Miami’s Haitian Leaders reject ‘unjust’ Supreme Court TPS decision
MIAMI, United States (AFP) — Leaders of the Haitian community in Miami on Monday slammed a Supreme Court decision allowing the Trump administration to strip people from that destitute country of a special status protecting them from deportation.
Last week, the high court said the Trump administration could end Temporary Protected Status (TPS) for Haitians and some 6,000 Syrians without judicial review, although the impact of the decision could apply to migrants from many other backgrounds.
An estimated 350,000 Haitians live in the United States (US).
“Today is a painful moment for the Haitian community,” Vanessa Joseph, president of the National Haitian American Elected Officials Network, said at a press conference in the Little Haiti neighborhood of Miami.
TPS provides protection from deportation for people from countries designated as unsafe because of war, natural disasters or other extraordinary circumstances.
Since Donald Trump’s return to the presidency in 2025, as part of his fierce crackdown on immigration, his administration has revoked TPS for migrants from more than a dozen countries, including Venezuela, Nicaragua, Honduras, and Somalia.
In Miami-Dade County, home to large numbers of migrants, including some 110,000 Haitians, the high court’s decision has plunged many into uncertainty.
“We are hearing from families who are frightened and desperate for answers,” said Thamara Labrousse, executive director of Sant La Haitian Neighbourhood Centre.
“They are asking: will I lose my job? Is it safe for my children to go back to school? Will I be separated from my children?”
Jean Monestime, a Haitian American candidate for Congress, said the government should have to show that the situation in Haiti has demonstrably improved in order to justify ending TPS.
Haiti for decades has suffered from abject poverty, corruption, political instability and natural disasters like a devastating earthquake in 2010.
Its last president was assassinated in 2021 and has not been replaced.
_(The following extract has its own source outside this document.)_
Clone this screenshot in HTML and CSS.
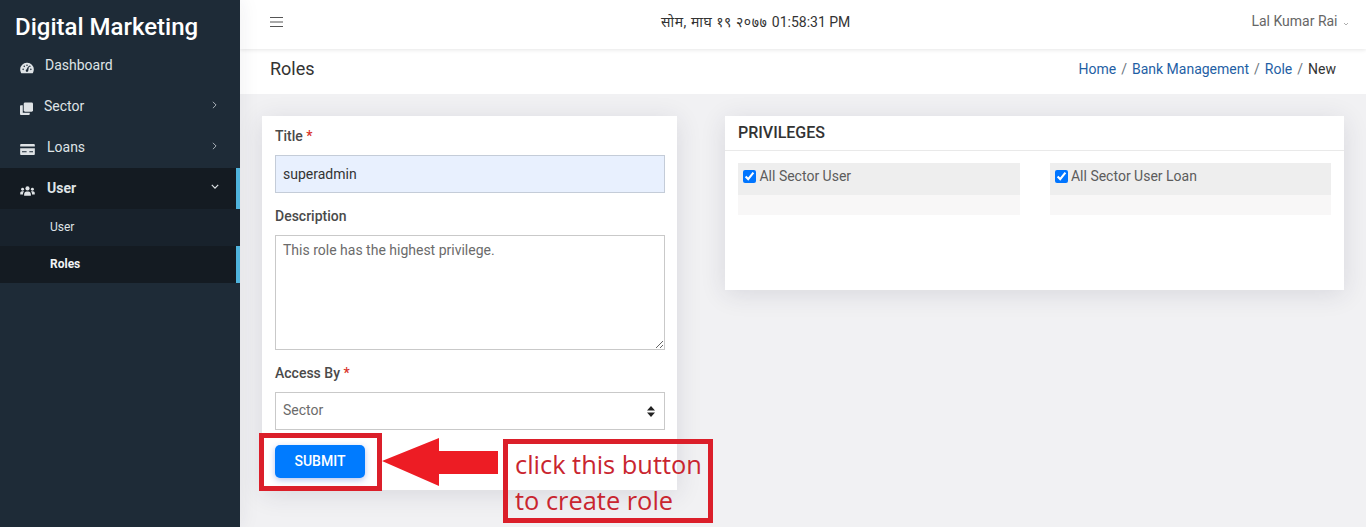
FILE: index.html
```html
<!DOCTYPE html>
<html>

<head>
    <meta charset="UTF-8">
    <title>Roles</title>
    <link rel="stylesheet" href="styles.css">
</head>

<body>
    <aside class="sidebar">
        <div class="brand">Digital Marketing</div>
        <nav>
            <a class="nav-item item-dashboard">
                <svg class="nav-icon" viewBox="0 0 16 14" width="14" height="12"><path fill="#dfe3e6" fill-rule="evenodd" d="M8 1a7.6 7.6 0 0 0-8 7.6c0 1.500.4 2.900 1.100 4.100.2.300.5.300.7.300h12.400c.2 0 .5 0 .7-.3.700-1.200 1.100-2.600 1.100-4.100A7.600 7.600 0 0 0 8 1zM8 2.800a.9.900 0 1 1 0 1.800.9.900 0 0 1 0-1.800zM3.500 9.500a.9.900 0 1 1 0-1.800.9.900 0 0 1 0 1.800zM4.800 6a.9.900 0 1 1 0-1.800.9.900 0 0 1 0 1.800zM9.300 10.800a1.500 1.500 0 0 1-2.700-.4c-.2-.7.200-1.300.8-1.600L9.500 5l.8.300-.8 4.200c.1.400 0 .900-.2 1.300zM11.300 6a.9.900 0 1 1 0-1.800.9.900 0 0 1 0 1.800zM12.500 9.500a.9.900 0 1 1 0-1.800.9.900 0 0 1 0 1.800z"/></svg>
                <span class="label">Dashboard</span>
            </a>
            <a class="nav-item item-sector">
                <svg class="nav-icon" viewBox="0 0 14 14" width="13" height="13"><rect x="4" y="0.500" width="10" height="10" rx="1.500" fill="#dfe3e6"/><path fill="#dfe3e6" d="M3 3.500v8h7.500V13a1 1 0 0 1-1 1H1a1 1 0 0 1-1-1V4.500a1 1 0 0 1 1-1z"/></svg>
                <span class="label">Sector</span>
                <svg class="caret" viewBox="0 0 6 10" width="5" height="8"><path d="M1 1l4 4-4 4" fill="none" stroke="#aeb6bc" stroke-width="1.200"/></svg>
            </a>
            <a class="nav-item item-loans">
                <svg class="nav-icon" viewBox="0 0 16 12" width="15" height="11"><path fill="#dfe3e6" d="M0 1.200C0 .600.500 0 1.200 0h13.600c.7 0 1.200.600 1.200 1.200V2.600H0zM0 4.600h16v6.200c0 .6-.5 1.200-1.200 1.200H1.200C.5 12 0 11.400 0 10.800zM2 8v1h5V8zm8 0v1h4V8z"/></svg>
                <span class="label">Loans</span>
                <svg class="caret" viewBox="0 0 6 10" width="5" height="8"><path d="M1 1l4 4-4 4" fill="none" stroke="#aeb6bc" stroke-width="1.200"/></svg>
            </a>
            <a class="nav-item item-user active">
                <svg class="nav-icon" viewBox="0 0 16 11" width="15" height="10"><g fill="#dfe3e6"><circle cx="8" cy="2.700" r="2.300"/><circle cx="2.600" cy="3.500" r="1.600"/><circle cx="13.400" cy="3.500" r="1.600"/><path d="M4.300 10.800V9c0-1.700 1.300-3 2.600-3h2.200c1.300 0 2.600 1.300 2.600 3v1.800zM0 9.300V7.800C0 6.500.900 5.700 2 5.700h1.200c.4 0 .7.100 1 .3C3.300 6.800 3 7.800 3 9.300zM16 9.300V7.800c0-1.300-.9-2.100-2-2.100h-1.200c-.4 0-.7.100-1 .3.900.8 1.200 1.800 1.200 3.300z"/></g></svg>
                <span class="label">User</span>
                <svg class="caret" viewBox="0 0 10 6" width="8" height="5"><path d="M1 1l4 4 4-4" fill="none" stroke="#dfe3e6" stroke-width="1.500"/></svg>
            </a>
            <a class="sub-item">User</a>
            <a class="sub-item current">Roles</a>
        </nav>
    </aside>

    <div class="wrapper">
        <header class="topbar">
            <svg class="burger" viewBox="0 0 13 10" width="13" height="10"><path d="M0 .500h13M0 5h13M0 9.500h13" stroke="#555" stroke-width="1"/></svg>
            <div class="clock"><span class="clock-date">सोम, माघ १९ २०७७</span> 01:58:31 PM</div>
            <div class="account">Lal Kumar Rai <svg viewBox="0 0 6 4" width="6" height="4"><path d="M1 1l2 2 2-2" fill="none" stroke="#999" stroke-width=".8"/></svg></div>
        </header>

        <div class="page-head">
            <h1>Roles</h1>
            <ol class="crumbs">
                <li><a>Home</a></li>
                <li><a>Bank Management</a></li>
                <li><a>Role</a></li>
                <li>New</li>
            </ol>
        </div>

        <main class="content">
            <form class="card role-form">
                <div class="field">
                    <label>Title <span class="req">*</span></label>
                    <input class="control filled" type="text" value="superadmin">
                </div>
                <div class="field">
                    <label>Description</label>
                    <textarea class="control area">This role has the highest privilege.</textarea>
                </div>
                <div class="field last">
                    <label>Access By <span class="req">*</span></label>
                    <select class="control picker">
                        <option>Sector</option>
                    </select>
                </div>
                <button class="submit" type="button">SUBMIT</button>
            </form>

            <section class="card privileges">
                <h2>PRIVILEGES</h2>
                <div class="priv-grid">
                    <div class="priv">
                        <label class="priv-head"><input type="checkbox" checked> All Sector User</label>
                    </div>
                    <div class="priv">
                        <label class="priv-head"><input type="checkbox" checked> All Sector User Loan</label>
                    </div>
                </div>
            </section>
        </main>
    </div>

    <!-- annotation drawn on top of the screenshot -->
    <div class="mark-box"></div>
    <svg class="mark-arrow" viewBox="0 0 116 48" width="116" height="48"><path fill="#ed1c24" d="M0 23L57 0v13h59v23H57v12z"/></svg>
    <div class="mark-note">click this button<br>to create role</div>
</body>

</html>
```

FILE: styles.css
```css
* {
    box-sizing: border-box;
}

html,
body {
    height: 100%;
}

body {
    margin: 0;
    display: flex;
    height: 527px;
    overflow: hidden;
    position: relative;
    font-family: Roboto, "Noto Sans", sans-serif;
    font-size: 14px;
    color: #444;
    background: #f1f1f3;
}

/* sidebar */
.sidebar {
    width: 240px;
    flex-shrink: 0;
    background: #1e2b37;
    color: #dfe3e6;
    position: relative;
    z-index: 2;
    box-shadow: 0 0 20px rgba(40, 40, 70, .08);
}

.brand {
    height: 46px;
    padding: 11px 0 0 15px;
    font-size: 24px;
    line-height: 33px;
    font-weight: 500;
    color: #fff;
}

.nav-item {
    display: flex;
    align-items: center;
    height: 41px;
    padding: 0 23px 0 20px;
    position: relative;
}

.nav-icon {
    flex-shrink: 0;
    margin-top: 4px;
}

.item-dashboard {
    height: 40px;
}

.item-dashboard .label {
    margin-left: 11px;
}

.item-sector .label {
    margin-left: 11px;
}

.item-loans .label {
    margin-left: 12px;
}

.item-user .label {
    margin-left: 12px;
    font-weight: 700;
}

.label {
    margin-top: -2px;
}

.caret {
    margin-left: auto;
    margin-top: -4px;
}

.active {
    background: #141b22;
    border-right: 4px solid #4fb3dc;
    padding-right: 17px;
}

.sub-item {
    display: block;
    height: 37px;
    line-height: 36px;
    padding-left: 50px;
    font-size: 12px;
    background: #18222c;
}

.sub-item.current {
    background: #141b22;
    border-right: 4px solid #4fb3dc;
    font-weight: 700;
    color: #f2f4f5;
}

/* top bar and page heading */
.wrapper {
    flex: 1;
    min-width: 0;
}

.topbar {
    height: 49px;
    background: #fff;
    display: flex;
    align-items: center;
    padding: 0 17px 6px 30px;
    position: relative;
    box-shadow: 0 1px 4px rgba(0, 0, 0, .1);
}

.clock {
    margin-left: 378px;
    color: #333;
    font-size: 14px;
}

.clock-date {
    letter-spacing: .55px;
    margin-right: 1px;
}

.account {
    margin-left: auto;
    margin-top: -2px;
    color: #666;
    font-size: 14px;
}

.account svg {
    margin-left: 2px;
}

.page-head {
    height: 45px;
    background: #fff;
    display: flex;
    justify-content: space-between;
    align-items: center;
    padding: 0 30px 6px;
}

.page-head h1 {
    margin: 0;
    font-size: 18px;
    font-weight: 400;
    color: #333;
}

.crumbs {
    display: flex;
    margin: 0;
    padding: 0;
    list-style: none;
    color: #333;
}

.crumbs li+li::before {
    content: "/";
    padding: 0 5px;
    color: #6c757d;
}

.crumbs a {
    color: #1f5fa5;
}

/* cards */
.content {
    display: flex;
    align-items: flex-start;
    padding: 22px 22px 0;
    gap: 48px;
}

.card {
    background: #fff;
    box-shadow: 0 4px 24px rgba(40, 40, 70, .12);
}

.role-form {
    width: 415px;
    padding: 10px 12px 12px 13px;
}

.field {
    margin-bottom: 13px;
}

.field.last {
    margin-bottom: 15px;
}

.field label {
    display: block;
    height: 21px;
    line-height: 21px;
    margin-bottom: 8px;
    font-weight: 500;
    color: #4a4a4a;
}

.req {
    color: #d9332a;
}

.control {
    display: block;
    width: 100%;
    height: 38px;
    padding: 0 7px;
    border: 1px solid #c9c9c9;
    border-radius: 0;
    background: #fff;
    font-family: inherit;
    font-size: 14px;
    color: #6b6b6b;
}

.control.filled {
    background: #e8f0fe;
    border-color: #c4ccd8;
    color: #333;
}

.control.area {
    height: 115px;
    padding-top: 5px;
    line-height: 18px;
}

.control.picker {
    appearance: none;
    padding-bottom: 2px;
    background: #fff url("data:image/svg+xml,%3Csvg xmlns='http://www.w3.org/2000/svg' width='8' height='11'%3E%3Cpath fill='%23222' d='M4 0l4 4.500H0zM4 11L0 6.500h8z'/%3E%3C/svg%3E") no-repeat right 9px center;
}

.submit {
    display: block;
    width: 90px;
    height: 33px;
    padding: 0 0 2px;
    border: 0;
    border-radius: 5px;
    background: #007bff;
    color: #fff;
    font-family: inherit;
    font-size: 14px;
    font-weight: 500;
    box-shadow: 0 2px 6px rgba(0, 60, 200, .3);
}

.privileges {
    width: 619px;
    height: 174px;
}

.privileges h2 {
    margin: 0;
    height: 35px;
    padding: 0 13px;
    line-height: 33px;
    font-size: 16px;
    font-weight: 500;
    color: #333;
    border-bottom: 1px solid #e9e9e9;
}

.priv-grid {
    display: grid;
    grid-template-columns: 1fr 1fr;
    gap: 30px;
    padding: 12px 13px;
}

.priv {
    height: 52px;
    background: #f8f7f7;
}

.priv-head {
    display: block;
    height: 32px;
    padding: 3px 5px;
    line-height: 20px;
    background: #eee;
    color: #5c5c5c;
}

.priv-head input {
    margin: 0;
    width: 13px;
    height: 13px;
    vertical-align: -2px;
}

/* annotation */
.mark-box {
    position: absolute;
    left: 259px;
    top: 433px;
    width: 123px;
    height: 58px;
    border: 5px solid #db1f2a;
}

.mark-arrow {
    position: absolute;
    left: 382px;
    top: 438px;
}

.mark-note {
    position: absolute;
    left: 503px;
    top: 439px;
    width: 210px;
    height: 84px;
    padding: 2px 0 0 7px;
    border: 5px solid #db1f2a;
    font-family: "Open Sans", sans-serif;
    font-size: 25.4px;
    line-height: 36px;
    color: #c9252f;
    white-space: nowrap;
}
```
Haiti has not held an election of any kind since 2016. It is the poorest country in the Americas.
Since early 2024, Haiti has also been suffering a wave of violence and other crime from powerful gangs that control nearly all of Port-au-Prince and the country’s main roads.
With conditions in Haiti so bad, “for the government to make these decisions against people, it’s wrong. It’s plainly wrong,” Monestime told AFP.